FNU ANUPAMA | Senior Manager | Big 4 Global Consulting firm.
Artificial intelligence (AI) has become an expectation across industries. Every organization discussion includes an AI strategy, and every annual planning budget focuses investments on machine learning. Yet, most AI initiatives and investments are stuck at the proof-of-concept or pilot stages and aren’t implemented or scaled for real-life scenarios.
AI adoption isn’t about technology and skills; it’s about organizational readiness and operationalization. Having led large-scale AI-driven transformations across different industries like insurance, healthcare and financial services, I’ve witnessed how organizations can bridge this AI maturity gap—and why so many fail to do so.
The Pilot Purgatory Problem
All projects begin with proofs of concept and a plan to eventually connect to real data. A small team of developers creates a prototype, but when it comes to connecting it to real data, workflows and governance frameworks, the project halts.
This happens because the proof of concept is often built on subsets of data and not within a scalable infrastructure. So, the model works in isolation, but when exposed to a real-time environment and a variety of data, the model fails due to infrastructure and scalability challenges.

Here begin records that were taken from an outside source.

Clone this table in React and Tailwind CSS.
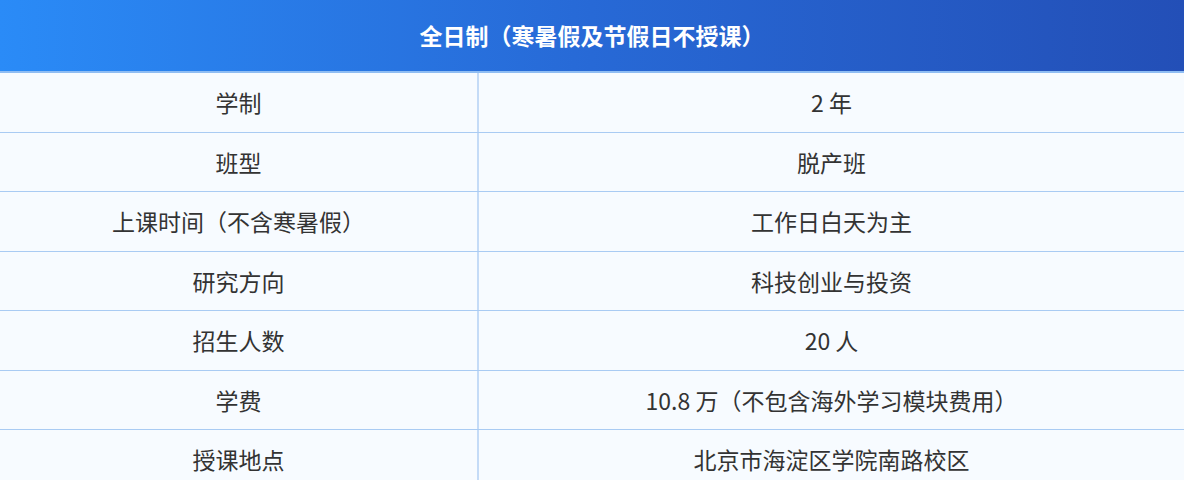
const rows = [
  ["学制", "2 年"],
  ["班型", "脱产班"],
  ["上课时间（不含寒暑假）", "工作日白天为主"],
  ["研究方向", "科技创业与投资"],
  ["招生人数", "20 人"],
  ["学费", "10.8 万（不包含海外学习模块费用）"],
  ["授课地点", "北京市海淀区学院南路校区"],
];

export default function App() {
  return (
    <div
      className="h-[480px] w-[1184px] overflow-hidden bg-[#f7fbff]"
      style={{ fontFamily: '"Noto Sans CJK SC", "Noto Sans", sans-serif' }}
    >
      {/* header */}
      <div className="flex h-[73px] items-center justify-center border-b-2 border-[#8fbdf3] bg-gradient-to-r from-[#2a8bf7] via-[#2769d6] to-[#234fb7]">
        <h2 className="text-[23px] font-bold text-white">
          全日制（寒暑假及节假日不授课）
        </h2>
      </div>

      {/* rows */}
      {rows.map(([label, value]) => (
        <div
          key={label}
          className="flex h-[59.5px] border-b border-[#a9cbf3] text-[23px] text-[#333333]"
        >
          <div className="flex w-[479px] shrink-0 items-center justify-center border-r-2 border-[#c4dbf7]">
            {label}
          </div>
          <div className="flex flex-1 items-center justify-center">{value}</div>
        </div>
      ))}
    </div>
  );
}
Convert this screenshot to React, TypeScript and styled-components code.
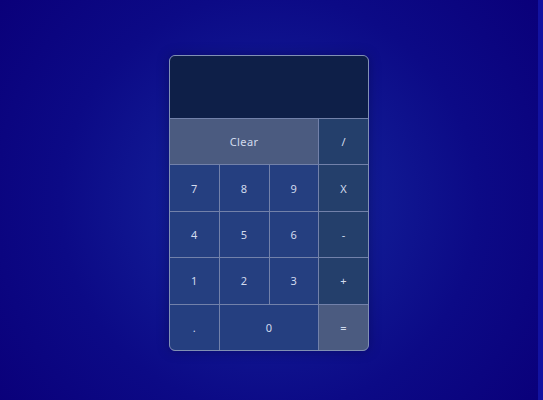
import React from "react";
import styled, { createGlobalStyle } from "styled-components";

const GlobalStyle = createGlobalStyle`
  html, body { margin: 0; padding: 0; }
  body {
    background: #0b0a80;
    font-family: "Noto Sans", "DejaVu Sans", sans-serif;
  }
`;

const Page = styled.div`
  display: flex;
  width: 543px;
  height: 400px;
  overflow: hidden;
`;

const Stage = styled.main`
  flex: 1;
  height: 406px;
  display: flex;
  align-items: center;
  justify-content: center;
  background: radial-gradient(circle at 50% 50%, #141e9a 0%, #111a94 30%, #0c0a86 62%, #0a007a 100%);
`;

const Edge = styled.div`
  width: 5px;
  background: #1212a0;
`;

const Calc = styled.div`
  width: 200px;
  height: 296px;
  border: 1px solid #8190b4;
  border-radius: 6px;
  overflow: hidden;
  background: #7281aa;
  display: grid;
  grid-template-columns: repeat(4, 1fr);
  grid-template-rows: 62px repeat(5, 1fr);
  gap: 1px;
  box-shadow: 0 0 12px rgba(0, 0, 40, 0.35);
  box-sizing: border-box;
`;

const Display = styled.div`
  grid-column: span 4;
  background: #0e1f48;
`;

type Kind = "num" | "op" | "light";

const Key = styled.button<{ $kind: Kind; $span?: number }>`
  grid-column: span ${(p) => p.$span ?? 1};
  border: none;
  margin: 0;
  padding: 0;
  font-family: "Noto Sans", "DejaVu Sans", sans-serif;
  font-size: 11px;
  letter-spacing: 0.4px;
  color: #d2dbee;
  background: ${(p) =>
    p.$kind === "num" ? "#253f80" : p.$kind === "op" ? "#243f6b" : "#4b5b80"};
  display: flex;
  align-items: center;
  justify-content: center;
`;

export default function App() {
  return (
    <>
      <GlobalStyle />
      <Page>
        <Stage>
          <Calc>
            <Display />
            <Key $kind="light" $span={3}>Clear</Key>
            <Key $kind="op">/</Key>
            <Key $kind="num">7</Key>
            <Key $kind="num">8</Key>
            <Key $kind="num">9</Key>
            <Key $kind="op">X</Key>
            <Key $kind="num">4</Key>
            <Key $kind="num">5</Key>
            <Key $kind="num">6</Key>
            <Key $kind="op">-</Key>
            <Key $kind="num">1</Key>
            <Key $kind="num">2</Key>
            <Key $kind="num">3</Key>
            <Key $kind="op">+</Key>
            <Key $kind="num">.</Key>
            <Key $kind="num" $span={2}>0</Key>
            <Key $kind="light">=</Key>
          </Calc>
        </Stage>
        <Edge />
      </Page>
    </>
  );
}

A mature AI strategy shifts the thought process from “Can we build it?” to “How do we scale it responsibly?”
The Data Foundation Problem
AI is only as strong as its data foundation. Many organizations operate with siloed data pipelines, legacy systems and disconnected sources, causing data inconsistency.
AI innovation requires an integrated ecosystem where data flows without issues and data governance is maintained. The data to be ingested should be accurate and cleansed. The data’s ownership has to be defined, metadata should be standardized and data quality checks should be automated. Furthermore, the data must be secured, and models should be defined in such a way that they’re easy to explain.

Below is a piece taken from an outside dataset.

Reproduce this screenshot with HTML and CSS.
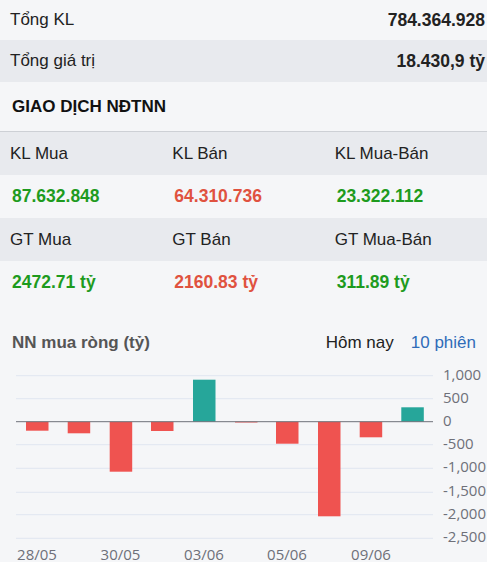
FILE: index.html
```html
<!DOCTYPE html>
<html lang="vi">
<head>
<meta charset="utf-8">
<link rel="stylesheet" href="styles.css">
</head>
<body>
<div class="page">
  <div class="sum-row">
    <span>Tổng KL</span><span class="b">784.364.928</span>
  </div>
  <div class="sum-row alt">
    <span>Tổng giá trị</span><span class="b">18.430,9 tỷ</span>
  </div>
  <div class="heading">GIAO DỊCH NĐTNN</div>
  <div class="grid">
    <div class="cell lbl">KL Mua</div>
    <div class="cell lbl">KL Bán</div>
    <div class="cell lbl">KL Mua-Bán</div>
    <div class="cell val up">87.632.848</div>
    <div class="cell val down">64.310.736</div>
    <div class="cell val up">23.322.112</div>
    <div class="cell lbl">GT Mua</div>
    <div class="cell lbl">GT Bán</div>
    <div class="cell lbl">GT Mua-Bán</div>
    <div class="cell val up">2472.71 tỷ</div>
    <div class="cell val down">2160.83 tỷ</div>
    <div class="cell val up">311.89 tỷ</div>
  </div>
  <div class="chart-head">
    <span class="chart-title">NN mua ròng (tỷ)</span>
    <div class="tabs">
      <span class="tab">Hôm nay</span>
      <span class="tab active">10 phiên</span>
    </div>
  </div>
  <svg class="chart" width="487" height="202" viewBox="0 0 487 202">
    <g class="gridlines">
      <line x1="16" x2="433" y1="15.7" y2="15.7"/>
      <line x1="16" x2="433" y1="38.7" y2="38.7"/>
      <line x1="16" x2="433" y1="84.7" y2="84.7"/>
      <line x1="16" x2="433" y1="108.3" y2="108.3"/>
      <line x1="16" x2="433" y1="132.3" y2="132.3"/>
      <line x1="16" x2="433" y1="154.7" y2="154.7"/>
      <line x1="16" x2="433" y1="178.3" y2="178.3"/>
    </g>
    <g class="neg">
      <rect x="26" y="61.7" width="22.5" height="9"/>
      <rect x="67.7" y="61.7" width="22.5" height="11.6"/>
      <rect x="109.7" y="61.7" width="22.5" height="50"/>
      <rect x="151" y="61.7" width="22.5" height="9.3"/>
      <rect x="235" y="61.7" width="22.5" height="0.8"/>
      <rect x="276" y="61.7" width="22.5" height="22"/>
      <rect x="318" y="61.7" width="22.5" height="94.6"/>
      <rect x="359.7" y="61.7" width="22.5" height="15.6"/>
    </g>
    <g class="pos">
      <rect x="193" y="19.7" width="22.5" height="42"/>
      <rect x="401.3" y="47.3" width="22.5" height="14.4"/>
    </g>
    <line class="axis" x1="16" x2="433" y1="61.7" y2="61.7"/>
    <g class="ylab">
      <text x="443" y="15.7">1,000</text>
      <text x="443" y="38.7">500</text>
      <text x="443" y="61.7">0</text>
      <text x="443" y="84.7">-500</text>
      <text x="443" y="108.3">-1,000</text>
      <text x="443" y="132.3">-1,500</text>
      <text x="443" y="154.7">-2,000</text>
      <text x="443" y="178.3">-2,500</text>
    </g>
    <g class="xlab">
      <text x="37" y="200">28/05</text>
      <text x="120.5" y="200">30/05</text>
      <text x="204" y="200">03/06</text>
      <text x="287" y="200">05/06</text>
      <text x="371" y="200">09/06</text>
    </g>
  </svg>
</div>
</body>
</html>
```

FILE: styles.css
```css
html, body {
  margin: 0;
  padding: 0;
  background: #f5f6f8;
}
.page {
  width: 487px;
  height: 562px;
  overflow: hidden;
  font-family: "Liberation Sans", Arial, sans-serif;
  font-size: 17px;
  color: #222;
  background: #f5f6f8;
}
.sum-row {
  display: flex;
  justify-content: space-between;
  align-items: center;
  height: 40px;
  padding: 0 2px 0 10px;
}
.sum-row.alt {
  height: 42px;
  background: #e8eaee;
}
.b {
  font-weight: bold;
  font-size: 17.5px;
}
.heading {
  height: 50px;
  box-sizing: border-box;
  padding-left: 12px;
  display: flex;
  align-items: center;
  font-weight: bold;
  font-size: 17px;
  color: #111;
  border-bottom: 1px solid #cdd0d5;
}
.grid {
  display: grid;
  grid-template-columns: repeat(3, 1fr);
}
.cell {
  display: flex;
  align-items: center;
  height: 43px;
  padding-left: 10px;
}
.cell.lbl {
  background: #e8eaee;
}
.cell.val {
  padding-left: 12px;
  font-weight: bold;
  font-size: 17.5px;
}
.up { color: #1e9b1e; }
.down { color: #e0523f; }
.chart-head {
  height: 56px;
  display: flex;
  justify-content: space-between;
  align-items: flex-end;
  padding: 0 11px 7px 12px;
  box-sizing: border-box;
}
.chart-title {
  font-weight: bold;
  color: #555;
}
.tabs {
  display: flex;
  gap: 17px;
}
.tab.active {
  color: #2f6cb8;
}
.chart {
  display: block;
}
.gridlines line {
  stroke: #e0e6f1;
  stroke-width: 1;
}
.axis {
  stroke: #6e7079;
  stroke-width: 1;
}
.neg rect { fill: #ef5350; }
.pos rect { fill: #26a69a; }
.ylab text {
  font-family: "Open Sans", "Liberation Sans", sans-serif;
  font-size: 15px;
  fill: #6e7079;
  dominant-baseline: middle;
}
.xlab text {
  font-family: "Open Sans", "Liberation Sans", sans-serif;
  font-size: 15px;
  fill: #6e7079;
  text-anchor: middle;
}
```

The Human Alignment Problem
AI maturity starts with human alignment—teams should trust and understand AI and efficiently use its outputs. A digital transformation can’t be achieved by technology alone.
Organizations must educate business units and encourage them to ask questions. When data scientists build models that business teams can understand and easily adopt, it will help prevent implementation failures.
It’s crucial to involve domain experts early in the development process. AI should understand human ideas and decision making, not replace them. Maintaining collaboration between technical and business stakeholders will encourage early adoption and build trust.
The Scale Problem
AI should be treated as an operational efficiency enabler, not just an experiment. To achieve scalability, organizations will need to expand AI adoption from beyond prototypes and proofs of concept.
Here’s where machine learning operations, or MLOps, can help. MLOps uses standardized processes, or AI frameworks, to automate everything from data ingestion to deployment and monitoring. MLOps brings the austerity of software engineering into the AI life cycle, enabling reusability, security and compliance. Organizations can reuse these standardized processes to help improve efficiency in launching models.
The Leadership Problem
Executives should build long-term capabilities addressing specific and relevant business needs rather than focusing on quick wins. And organizations should approach AI implementation as a strategic transformation; many organizations struggle because they view AI as merely a technology investment.
AI can attain maturity when the outcomes are aligned with business outcomes. Leaders should define key performance indicators (KPIs) to measure success, such as in operational efficiency, customer experience or innovation.
Achieving AI ROI requires the following three components:
1. Efficiency: Short-term productivity wins can be achieved by automating repetitive tasks.
2. Intelligence: Predictive analytics can enable informed decisions.
3. Transformation: Business strategies should be designed with AI models as their core.
What Mature AI Organizations Do Differently
Mature organizations exhibit the following five principles:
1. Strong Executive Sponsorship: Leadership prioritizes AI use and owns AI outcomes, not just budgets.
2. A Unified Data Strategy: There is enterprise-wide standardization of data governance, architecture and access.
3. Operational Frameworks: MLOps and monitoring ensure models evolve reliably.
4. Cross-Functional Collaboration: Data, business and compliance teams co-create AI solutions.
5. A Continuous Learning Culture: Feedback is considered, and revised models are designed for greater success and process improvement.
Responsible AI: The Next Maturity Frontier
The next critical milestone is responsibility. To overcome bias and sustain trust, organizations must adopt transparent model training and monitoring, ensure frameworks meet ethical requirements and decision systems are explainable. In addition to meeting compliance standards, responsible AI is vital—and it plays an important role in mitigating regulatory risk.
The Future: From Pilots To Purpose
The future of AI will be determined by the organizations that treat it as a transformational force, in contrast to only experimentation. Those that close the maturity gap can successfully leverage AI in every function, from operations to customer engagement.
The question for every enterprise today is simple: Are you piloting AI—or scaling it with purpose?